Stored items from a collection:
----

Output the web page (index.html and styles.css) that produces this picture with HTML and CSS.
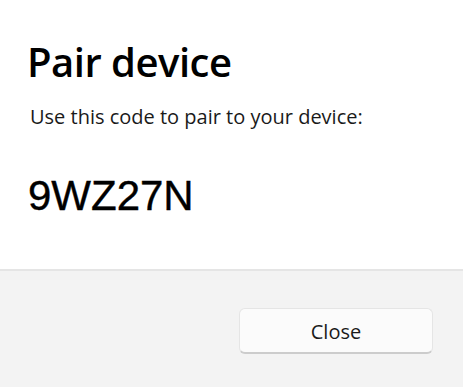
FILE: index.html
```html
<!DOCTYPE html>
<html>
<head>
<meta charset="utf-8">
<link rel="stylesheet" href="styles.css">
</head>
<body>
<div class="dialog">
  <div class="content">
    <h1 class="title">Pair device</h1>
    <p class="message">Use this code to pair to your device:</p>
    <div class="code">9WZ27N</div>
  </div>
  <div class="footer">
    <button class="btn">Close</button>
  </div>
</div>
</body>
</html>
```
FILE: styles.css
```css
html, body {
  margin: 0;
  padding: 0;
  width: 463px;
  height: 387px;
  overflow: hidden;
  background: #ffffff;
}
.dialog {
  display: flex;
  flex-direction: column;
  height: 387px;
  font-family: "Open Sans", "Noto Sans", sans-serif;
  color: #000;
}
.content {
  height: 269px;
  box-sizing: border-box;
  padding: 37px 0 0 27px;
  background: #fff;
}
.title {
  margin: 0;
  font-size: 40px;
  font-weight: 600;
  line-height: 50px;
  letter-spacing: -0.5px;
}
.message {
  margin: 16px 0 0 3px;
  font-size: 20px;
  line-height: 28px;
  letter-spacing: 0;
  color: #1a1a1a;
}
.code {
  margin: 41px 0 0 1px;
  font-family: "Liberation Sans", Arial, sans-serif;
  font-size: 42px;
  line-height: 48px;
  -webkit-text-stroke: 0.4px #000;
}
.footer {
  flex: 1;
  background: #f3f3f3;
  border-top: 2px solid #e5e5e5;
  display: flex;
  justify-content: flex-end;
  align-items: flex-start;
  padding: 37px 30px 0 0;
}
.btn {
  width: 194px;
  height: 46px;
  background: #fbfbfb;
  border: 1px solid #e5e5e5;
  border-bottom: 2px solid #cccccc;
  border-radius: 6px;
  font-family: "Open Sans", "Noto Sans", sans-serif;
  font-size: 20px;
  color: #1a1a1a;
  padding: 2px 0 0 0;
}
```
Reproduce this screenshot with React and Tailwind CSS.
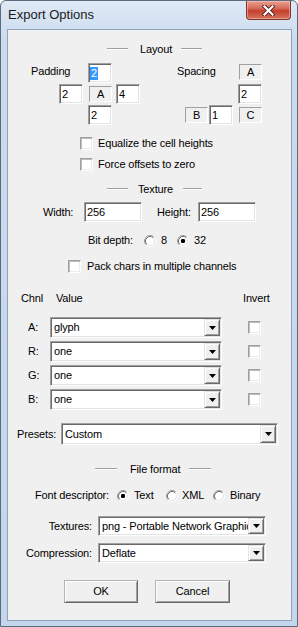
import React from "react";

const sunken =
  "border border-t-[#a0a0a0] border-l-[#a0a0a0] border-r-white border-b-white shadow-[inset_1px_1px_0_#696969,inset_-1px_-1px_0_#e3e3e3]";

function Edit({ className = "", children, selected }) {
  return (
    <div
      className={`bg-white ${sunken} flex items-center overflow-hidden whitespace-nowrap ${
        selected ? "pl-[1px]" : "pl-[2px]"
      } ${className}`}
    >
      {selected ? (
        <span className="bg-[#3399ff] text-white px-[1px] leading-[13px]">{children}</span>
      ) : (
        children
      )}
    </div>
  );
}

function Static({ className = "", children }) {
  return (
    <div
      className={`w-[23px] h-[16px] border border-t-[#a0a0a0] border-l-[#a0a0a0] border-r-white border-b-white flex items-center justify-center ${className}`}
    >
      {children}
    </div>
  );
}

function Check({ className = "" }) {
  return (
    <div
      className={`w-[13px] h-[13px] shrink-0 bg-white border border-t-[#a0a0a0] border-l-[#a0a0a0] border-r-white border-b-white shadow-[inset_1px_1px_0_#bcbcbc,inset_-1px_-1px_0_#ececec] ${className}`}
    />
  );
}

function Radio({ checked }) {
  return (
    <svg width="12" height="12" viewBox="0 0 12 12" className="shrink-0">
      <circle cx="6" cy="6" r="4.5" fill="#fff" />
      <path d="M2.11 9.89 A5.5 5.5 0 0 1 9.89 2.11" fill="none" stroke="#a0a0a0" strokeWidth="1" />
      <path d="M9.89 2.11 A5.5 5.5 0 0 1 2.11 9.89" fill="none" stroke="#ffffff" strokeWidth="1" />
      <path d="M2.82 9.18 A4.5 4.5 0 0 1 9.18 2.82" fill="none" stroke="#696969" strokeWidth="1" />
      <path d="M9.18 2.82 A4.5 4.5 0 0 1 2.82 9.18" fill="none" stroke="#e3e3e3" strokeWidth="1" />
      {checked && <rect x="4" y="4" width="4" height="4" rx="1.2" fill="#000" />}
    </svg>
  );
}

function Combo({ className = "", children }) {
  return (
    <div className={`bg-white ${sunken} p-px flex ${className}`}>
      <div className="flex-1 min-w-0 flex items-center pl-[2px] overflow-hidden whitespace-nowrap">
        {children}
      </div>
      <div className="w-[16px] shrink-0 bg-[#f0f0f0] border border-t-[#e3e3e3] border-l-[#e3e3e3] border-r-[#696969] border-b-[#696969] shadow-[inset_1px_1px_0_#fff,inset_-1px_-1px_0_#a0a0a0] flex items-center justify-center">
        <svg width="7" height="4" viewBox="0 0 7 4">
          <polygon points="0,0 7,0 3.5,4" fill="#000" />
        </svg>
      </div>
    </div>
  );
}

function Line({ className = "" }) {
  return <div className={`h-[2px] border-t border-t-[#a0a0a0] border-b border-b-white ${className}`} />;
}

function Button({ className = "", children }) {
  return (
    <div
      className={`h-[23px] bg-[#f0f0f0] border border-t-[#b4b4b4] border-l-[#b4b4b4] border-r-[#696969] border-b-[#696969] shadow-[inset_1px_1px_0_#fff,inset_-1px_-1px_0_#a0a0a0] flex items-center justify-center ${className}`}
    >
      {children}
    </div>
  );
}

export default function App() {
  return (
    <div className="w-[298px] h-[627px] relative flex flex-col border border-[#5b6b7d] rounded-t-[6px] overflow-hidden bg-[linear-gradient(#dfe9f5,#cadbee_40px,#c4d6ea)] font-['Liberation_Sans',Arial,sans-serif] text-black">
      {/* title bar */}
      <div className="h-[28px] shrink-0 flex items-center pl-[7px] text-[13px] text-[#1a1a1a]">
        Export Options
      </div>
      <div className="absolute top-0 right-[6px] w-[45px] h-[19px] rounded-b-[4px] border border-t-0 border-[#80352b] bg-[linear-gradient(#e8a292,#d66c5a_40%,#c33f2b_55%,#d6735f)] flex items-center justify-center shadow-[inset_0_0_0_1px_rgba(255,200,190,0.5)]">
        <svg width="13" height="11" viewBox="0 0 13 11">
          <path d="M2.5 1.5 L10.5 9.5 M10.5 1.5 L2.5 9.5" stroke="#5a1f18" strokeWidth="4" strokeLinecap="square" fill="none" />
          <path d="M2.5 1.5 L10.5 9.5 M10.5 1.5 L2.5 9.5" stroke="#ffffff" strokeWidth="2.2" strokeLinecap="square" fill="none" />
        </svg>
      </div>

      {/* client */}
      <div className="flex-1 mx-[6px] mr-[5px] mb-[5px] border border-[#8fa3bc] bg-[#f0f0f0] flex flex-col text-[11px] leading-[13px] tracking-[-0.15px]">
        {/* Layout heading */}
        <div className="mt-[12px] h-[14px] flex items-center pl-[99px]">
          <Line className="w-[21px]" />
          <span className="ml-[12px]">Layout</span>
          <Line className="ml-[9px] w-[21px]" />
        </div>

        {/* padding / spacing block */}
        <div className="mt-[7px] flex flex-col gap-px">
          <div className="h-[20px] flex items-center">
            <div className="w-[80px] pl-[23px] mb-[4px]">Padding</div>
            <Edit selected className="w-[24px] h-[20px]">2</Edit>
            <div className="w-[65px]" />
            <div className="w-[62px] mb-[4px]">Spacing</div>
            <Static className="mb-[2px]">A</Static>
          </div>
          <div className="h-[20px] flex items-center pl-[51px]">
            <Edit className="w-[24px] h-[20px]">2</Edit>
            <Static className="ml-[6px]">A</Static>
            <Edit className="ml-[4px] w-[24px] h-[20px]">4</Edit>
            <Edit className="ml-[98px] w-[24px] h-[20px]">2</Edit>
          </div>
          <div className="h-[20px] flex items-center pl-[80px]">
            <Edit className="w-[24px] h-[20px]">2</Edit>
            <Static className="ml-[73px]">B</Static>
            <Edit className="ml-[1px] w-[24px] h-[20px]">1</Edit>
            <Static className="ml-[6px]">C</Static>
          </div>
        </div>

        <div className="mt-[12px] h-[13px] flex items-center pl-[72px]">
          <Check />
          <span className="ml-[5px]">Equalize the cell heights</span>
        </div>
        <div className="mt-[8px] h-[13px] flex items-center pl-[72px]">
          <Check />
          <span className="ml-[5px]">Force offsets to zero</span>
        </div>

        {/* Texture heading */}
        <div className="mt-[11px] h-[14px] flex items-center pl-[99px]">
          <Line className="w-[21px]" />
          <span className="ml-[10px]">Texture</span>
          <Line className="ml-[10px] w-[19px]" />
        </div>

        <div className="mt-[6px] h-[20px] flex items-center">
          <div className="w-[76px] pl-[35px]">Width:</div>
          <Edit className="w-[58px] h-[20px]">256</Edit>
          <div className="ml-[15px] w-[41px]">Height:</div>
          <Edit className="w-[58px] h-[20px]">256</Edit>
        </div>

        <div className="mt-[12px] h-[13px] flex items-center pl-[80px]">
          <div className="w-[56px]">Bit depth:</div>
          <Radio />
          <div className="ml-[5px] w-[16px]">8</div>
          <Radio checked />
          <div className="ml-[5px]">32</div>
        </div>

        <div className="mt-[13px] h-[13px] flex items-center pl-[60px]">
          <Check />
          <span className="ml-[6px]">Pack chars in multiple channels</span>
        </div>

        <div className="mt-[19px] h-[13px] flex items-center">
          <div className="w-[48px] pl-[13px]">Chnl</div>
          <div className="w-[187px]">Value</div>
          <div>Invert</div>
        </div>

        <div className="mt-[12px] flex flex-col gap-[3px]">
          {[
            ["A:", "glyph"],
            ["R:", "one"],
            ["G:", "one"],
            ["B:", "one"],
          ].map(([l, v]) => (
            <div key={l} className="h-[21px] flex items-center">
              <div className="w-[42px] pl-[20px]">{l}</div>
              <Combo className="w-[172px] h-[21px]">{v}</Combo>
              <Check className="ml-[26px]" />
            </div>
          ))}
        </div>

        <div className="mt-[13px] h-[22px] flex items-center">
          <div className="w-[53px] pl-[9px]">Presets:</div>
          <Combo className="w-[217px] h-[22px]">Custom</Combo>
        </div>

        {/* File format heading */}
        <div className="mt-[17px] h-[14px] flex items-center pl-[87px]">
          <Line className="w-[22px]" />
          <span className="ml-[13px]">File format</span>
          <Line className="ml-[9px] w-[22px]" />
        </div>

        <div className="mt-[13px] h-[13px] flex items-center">
          <div className="w-[109px] pl-[27px]">Font descriptor:</div>
          <Radio checked />
          <div className="ml-[5px] w-[32px]">Text</div>
          <Radio />
          <div className="ml-[4px] w-[31px]">XML</div>
          <Radio />
          <div className="ml-[5px]">Binary</div>
        </div>

        <div className="mt-[14px] h-[20px] flex items-center">
          <div className="w-[84px] text-right">Textures:</div>
          <Combo className="ml-[6px] w-[168px] h-[20px]">png - Portable Network Graphics</Combo>
        </div>
        <div className="mt-[7px] h-[20px] flex items-center">
          <div className="w-[84px] text-right">Compression:</div>
          <Combo className="ml-[6px] w-[168px] h-[20px]">Deflate</Combo>
        </div>

        <div className="mt-[17px] flex">
          <Button className="ml-[56px] w-[74px]">OK</Button>
          <Button className="ml-[17px] w-[75px]">Cancel</Button>
        </div>
      </div>
    </div>
  );
}
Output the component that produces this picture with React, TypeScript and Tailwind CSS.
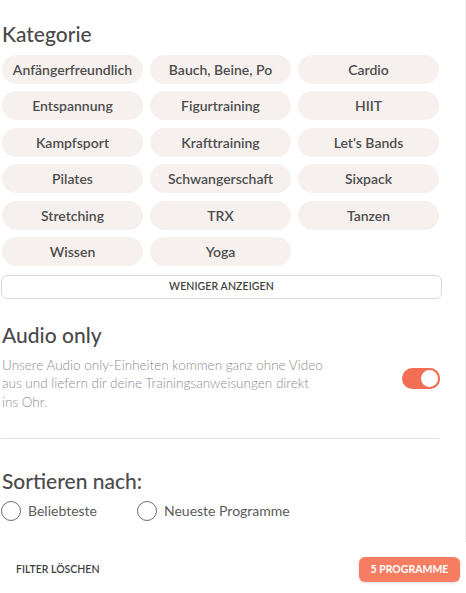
import { useState } from 'react'

const categories = [
  'Anfängerfreundlich',
  'Bauch, Beine, Po',
  'Cardio',
  'Entspannung',
  'Figurtraining',
  'HIIT',
  'Kampfsport',
  'Krafttraining',
  "Let's Bands",
  'Pilates',
  'Schwangerschaft',
  'Sixpack',
  'Stretching',
  'TRX',
  'Tanzen',
  'Wissen',
  'Yoga',
]

function Radio({ label }: { label: string }) {
  return (
    <label className="flex items-center gap-[7px] cursor-pointer">
      <span className="w-[20px] h-[20px] rounded-full border border-[#6b6b6b] bg-white" />
      <span className="text-[14px] text-[#5a5a5a]">{label}</span>
    </label>
  )
}

export default function App() {
  const [audioOnly, setAudioOnly] = useState(true)

  return (
    <div
      className="w-[466px] h-[593px] flex flex-col bg-white text-[#4a4a4a] overflow-hidden"
      style={{ fontFamily: 'Lato, "Open Sans", sans-serif' }}
    >
      {/* scrollable filter area */}
      <div className="h-[542px] border-r border-[#ececec] pl-[1px] pr-[24px]">
        <h2 className="mt-[21px] ml-[1px] text-[21px] leading-[26px] font-medium">Kategorie</h2>
        <div className="mt-[8px] ml-[1px] grid grid-cols-3 gap-x-[7px] gap-y-[7.4px] w-[437px]">
          {categories.map((c) => (
            <button
              key={c}
              className="h-[29px] rounded-full bg-[#f6f1ee] text-[14px] font-semibold text-[#4d4d4d] flex items-center justify-center"
            >
              {c}
            </button>
          ))}
        </div>
        <button className="mt-[9px] w-[441px] h-[24px] rounded-[6px] border border-[#d9d9d9] text-[10.5px] font-semibold tracking-[0.1px] text-[#3f3f3f] flex items-center justify-center">
          WENIGER ANZEIGEN
        </button>

        <h2 className="mt-[23px] ml-[1px] text-[21px] leading-[26px] font-medium">Audio only</h2>
        <div className="mt-[8px] ml-[1px] flex items-start justify-between w-[438px]">
          <p className="w-[326px] text-[13.5px] leading-[18.5px] font-light text-[#8c8c8c]">
            Unsere Audio only-Einheiten kommen ganz ohne Video aus und liefern dir deine Trainingsanweisungen direkt ins Ohr.
          </p>
          <button
            onClick={() => setAudioOnly(!audioOnly)}
            className="mt-[12px] w-[38px] h-[21px] rounded-full bg-[#f26e55] flex items-center justify-end"
          >
            <span className="w-[21px] h-[21px] rounded-full bg-white border-2 border-[#f26e55]" />
          </button>
        </div>
        <div className="mt-[27px] w-[438px] border-t border-[#e2e2e2]" />

        <h2 className="mt-[29px] ml-[1px] text-[21px] leading-[26px] font-medium">Sortieren nach:</h2>
        <div className="mt-[6px] flex items-center gap-[40px]">
          <Radio label="Beliebteste" />
          <Radio label="Neueste Programme" />
        </div>
      </div>

      {/* footer */}
      <div className="flex-1 flex items-center justify-between pl-[16px] pr-[6px] pt-[4px]">
        <button className="text-[10.5px] font-semibold text-[#3f3f3f]">FILTER LÖSCHEN</button>
        <button className="w-[101px] h-[25px] rounded-[6px] bg-[#f77d62] text-white text-[10.5px] font-bold shadow-[0_1px_3px_rgba(0,0,0,0.15)]">
          5 PROGRAMME
        </button>
      </div>
    </div>
  )
}
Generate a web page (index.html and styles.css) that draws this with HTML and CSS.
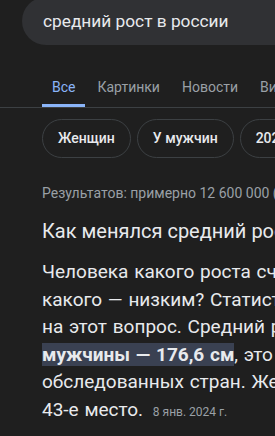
FILE: index.html
```html
<!DOCTYPE html>
<html>

	<head>
		<meta charset="UTF-8">
		<title>средний рост в россии</title>
		<link rel="stylesheet" href="styles.css">
	</head>

	<body>
		<div class="search">средний рост в россии</div>
		<nav class="tabs">
			<span class="tab active">Все</span>
			<span class="tab">Картинки</span>
			<span class="tab">Новости</span>
			<span class="tab">Видео</span>
		</nav>
		<div class="chips">
			<span class="chip">Женщин</span>
			<span class="chip">У мужчин</span>
			<span class="chip">2024</span>
		</div>
		<div class="stats">Результатов: примерно 12 600 000 (0,35 сек.)</div>
		<h2 class="title">Как менялся средний рост россиян</h2>
		<p class="snippet">
			Человека какого роста считают высоким, а<br>
			какого — низким? Статистика отвечает<br>
			на этот вопрос. Средний рост российского<br>
			<b class="hl">мужчины — 176,6 см</b>, это 46-е место среди<br>
			обследованных стран. Женщины — 165,3 см,<br>
			43-е место. <span class="date">8 янв. 2024 г.</span>
		</p>
	</body>

</html>
```

FILE: styles.css
```css
html,
body {
	margin: 0;
	width: 100%;
	height: 100%;
	overflow: hidden;
}

body {
	background: #1f1f1f;
	color: #e8eaed;
	font-family: Roboto, "Liberation Sans", sans-serif;
	white-space: nowrap;
}

.search {
	margin: -3px 0 0 22px;
	height: 48px;
	padding-left: 21px;
	line-height: 48px;
	font-size: 17.3px;
	background: #303134;
	border-radius: 24px 0 0 24px;
}

.tabs {
	display: flex;
	gap: 2px;
	padding-left: 42px;
	border-bottom: 1px solid #3c4043;
}

.tab {
	padding: 32px 10px 7px;
	line-height: 20px;
	font-size: 14px;
	color: #9aa0a6;
	border-bottom: 3px solid transparent;
}

.tab.active {
	color: #8ab4f8;
	border-bottom-color: #8ab4f8;
}

.chips {
	display: flex;
	gap: 6px;
	margin-top: 11px;
	padding-left: 42px;
}

.chip {
	height: 37px;
	padding: 0 15px;
	line-height: 37px;
	font-size: 14px;
	font-weight: 500;
	border: 1px solid #3c4043;
	border-radius: 20px;
}

.stats {
	margin-top: 25px;
	padding-left: 42px;
	line-height: 20px;
	font-size: 14px;
	color: #9aa0a6;
}

.title {
	margin: 14px 0 0;
	padding-left: 42px;
	line-height: 28px;
	font-size: 20px;
	font-weight: 400;
}

.snippet {
	margin: 13px 0 0;
	padding-left: 42px;
	line-height: 27.5px;
	font-size: 19px;
	word-spacing: 1px;
}

.hl {
	font-weight: 700;
	background: #3a4152;
}

.date {
	margin-left: 4px;
	font-size: 12px;
	color: #9aa0a6;
	word-spacing: 0;
}
```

----

→ **PROBLEM STATEMENT**
Which lines hold the word "index"? Copy every one of them.

→ **THE RESULT**
Output the web page (index.html and styles.css) that produces this picture with HTML and CSS.
FILE: index.html
Generate a web page (index.html and styles.css) that draws this with HTML and CSS.
FILE: index.html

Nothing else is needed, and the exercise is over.